Кажутся излишними разговоры об универсальности чеховского текста, пусть даже в обработке Дэвида Мэмета, драматурга настолько умного, что обычно обходится без человека, одними символами, архетипами и математическими выкладками. Конечно, чеховский текст универсален. Конечно, это история всего человечества, которое либо страдает, либо жирует, либо обо всём этом думает и тоже страдает. Невообразимой глупостью было бы рассуждать, правильно ли понимают французские и американские интеллектуалы русскую классику; там, где ставят Чехова, там и есть русская классика. Ну а то, что Маль в своем предсмертном фильме не верит в мечты Сони (гениальная роль Брук Смит) о небе в алмазах, так Чехов в них тоже не верил.
«Двойник» (2013)
The Double
Клерк конторы непонятного назначения Саймон Джеймс (Джесси Айзенберг) живет в абсурдистской реальности, смикшированной из произведений Терри Гиллиама и Франца Кафки. Юношу окружают люди-манекены с прорезанными желтушным освещением неприятными морщинами. Среди них единственный живой человек — мечтательная блондинка в русском платочке (Миа Васиковска), в которую он безнадежно влюблен. Однажды на работе появляется новый сотрудник — Джеймс Саймон (тоже Айзенберг), точная копия зашуганного героя, только наглый и самоуверенный, поэтому все от него без ума. Окружающие же отказываются замечать между ними какое-либо сходство.
Сатирический курьез от британского комика Ричарда Айоади («Компьютерщики») интригует визуально, даже слишком. По телевизору показывают неоновый ретровейв, по радио играет шестидесятнический свинг, в кадре зачем-то иногда появляется девушка-гот, а еще мы наблюдаем самоубийство курицы. Лучше бы режиссер так не выпендривался, а сосредоточился бы на чахоточной палитре фильма и дребезжащем звуковом ряде при перестукивании с «Машинистом» Брэда Андерсона, чье воображение тоже подпитывалось «Двойником» Достоевского. Однако благодаря Айзенбергу, которого эмоционально шатает между «маленьким человеком» и опасным психопатом, получились колоритные записки сумасшедшего. Для повышения градуса шизофрении в фильме очень подошла бы композиция NFS Underground музыкального проекта GSPD с гениальной строкой об обезличивающей реальности: «Ты такая, как они, но не такая же, как все».
«Леди Макбет» (2016)
Lady Macbeth
Викторианская Англия, сельская местность. Молодую девушку Кэтрин (Флоренс Пью) продают замуж вместе с куском земли. В первую брачную ночь муж (Пол Хилтон) велит ей раздеться, ложится в кровать и отворачивается лицом к стене. Дальше он будет приказывать ей отвернуться самой, пока он шумно возится у себя в штанах. Потерянно бродя по дому, как привидение, в отсутствие мужа Кэтрин забредает в помещение прислуги, где ей нагло скалится новый работник Себастиан (Космо Джарвис). Вожделение с первого взгляда перерастает в нечто опасное.

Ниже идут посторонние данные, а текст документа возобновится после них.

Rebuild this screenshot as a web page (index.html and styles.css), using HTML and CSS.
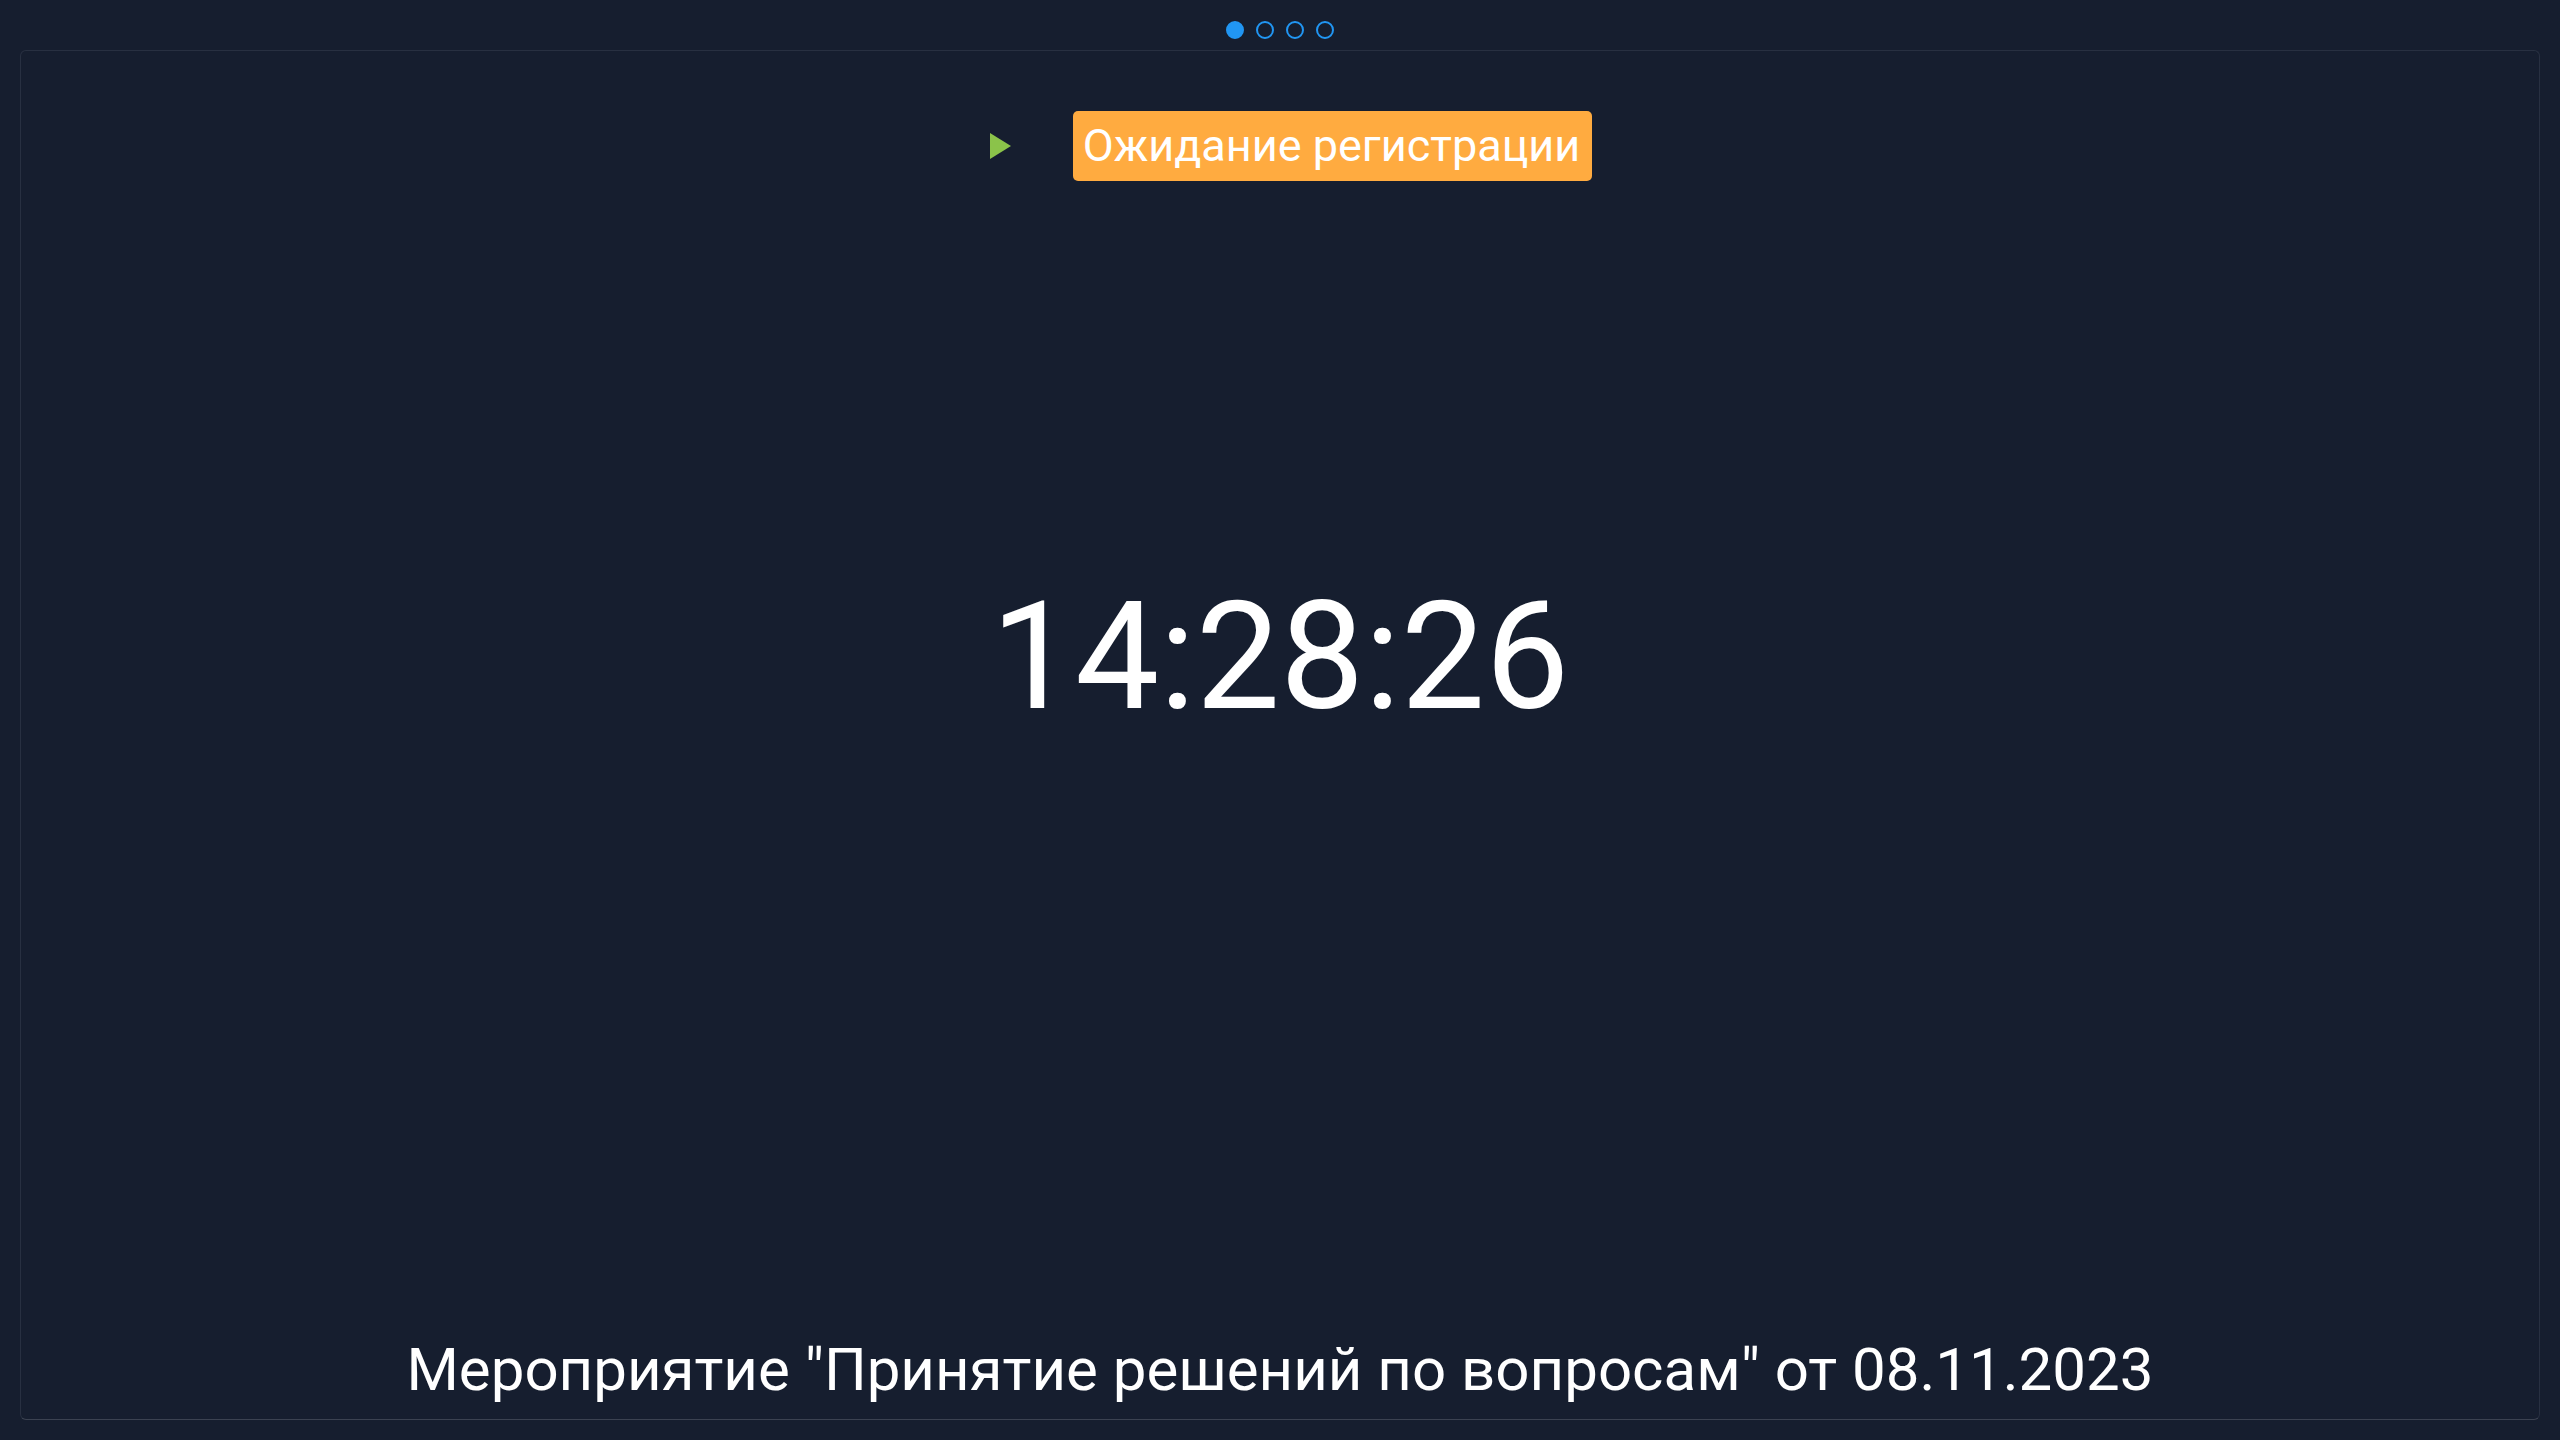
FILE: index.html
```html
<!DOCTYPE html>
<html lang="ru">
<head>
<meta charset="utf-8">
<title>Ожидание регистрации</title>
<link rel="stylesheet" href="styles.css">
</head>
<body>
  <div class="pager">
    <span class="dot dot-active"></span>
    <span class="dot"></span>
    <span class="dot"></span>
    <span class="dot"></span>
  </div>
  <main class="panel">
    <div class="status-row">
      <svg class="play" width="21" height="26" viewBox="0 0 21 26"><polygon points="0,0 21,13 0,26" fill="#8bc34a"/></svg>
      <span class="badge">Ожидание регистрации</span>
    </div>
    <div class="clock">14:28:26</div>
    <div class="footer">Мероприятие "Принятие решений по вопросам" от 08.11.2023</div>
  </main>
</body>
</html>
```

FILE: styles.css
```css
* { box-sizing: border-box; }
html, body {
  margin: 0;
  padding: 0;
  background: #161e2f;
  color: #ffffff;
  font-family: Roboto, "Noto Sans", "Liberation Sans", sans-serif;
}
body {
  width: 2560px;
  height: 1440px;
  overflow: hidden;
}
.pager {
  height: 50px;
  display: flex;
  justify-content: center;
  align-items: flex-start;
  gap: 12px;
  padding-top: 21px;
}
.dot {
  width: 18px;
  height: 18px;
  border-radius: 50%;
  border: 2px solid #2196f3;
}
.dot-active {
  background: #2196f3;
}
.panel {
  margin: 0 20px;
  height: 1370px;
  border: 1px solid #283041;
  border-bottom-color: #3b4251;
  border-radius: 6px;
  display: flex;
  flex-direction: column;
  align-items: center;
}
.status-row {
  margin-top: 60px;
  display: flex;
  align-items: center;
  padding-left: 22px;
}
.play {
  display: block;
  margin-right: 62px;
}
.badge {
  display: block;
  height: 70px;
  background: #ffab40;
  border-radius: 5px;
  font-size: 45px;
  line-height: 70px;
  padding: 0 12px 0 10px;
  white-space: nowrap;
}
.clock {
  margin-top: 401px;
  font-size: 150px;
  line-height: 1;
}
.footer {
  margin-top: auto;
  margin-bottom: 19px;
  font-size: 60px;
  line-height: 1;
  white-space: nowrap;
}
```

История совершила круг: повесть Николая Лескова «Леди Макбет Мценского уезда» с эпиграфом из Шекспира экранизировали на его родине, показав, что обагренные кровью руки в любой стране выглядят одинаково. У Лескова Катерина предстает жертвой общества, английский постановщик Уильям Олдройд продолжил эту линию и снял по мрачнейшему очерку русского классика почти феминистский манифест.
Закрутив роман с тоски и со скуки, Кэтрин оказывается готовой на всё, чтобы сохранить свой крошечный островок свободы размером с кровать. Ее превращение в монстра по сюжету кажется абсолютно оправданным: муж и свекор (Кристофер Фэйрбэнк) героини показаны настолько жестокими и отвратительными, что зрителям тоже хочется от них избавиться. От желания качать героиню на руках удерживает даже не убийство ребенка ближе к финалу, а Пью, которая блестяще шествуют по фильму с лицом сфинкса. Зрители могут восторгаться злодеями, особенно когда на их стороне какая-то правда. Но трудно сочувствовать людям, которые убивают не моргая.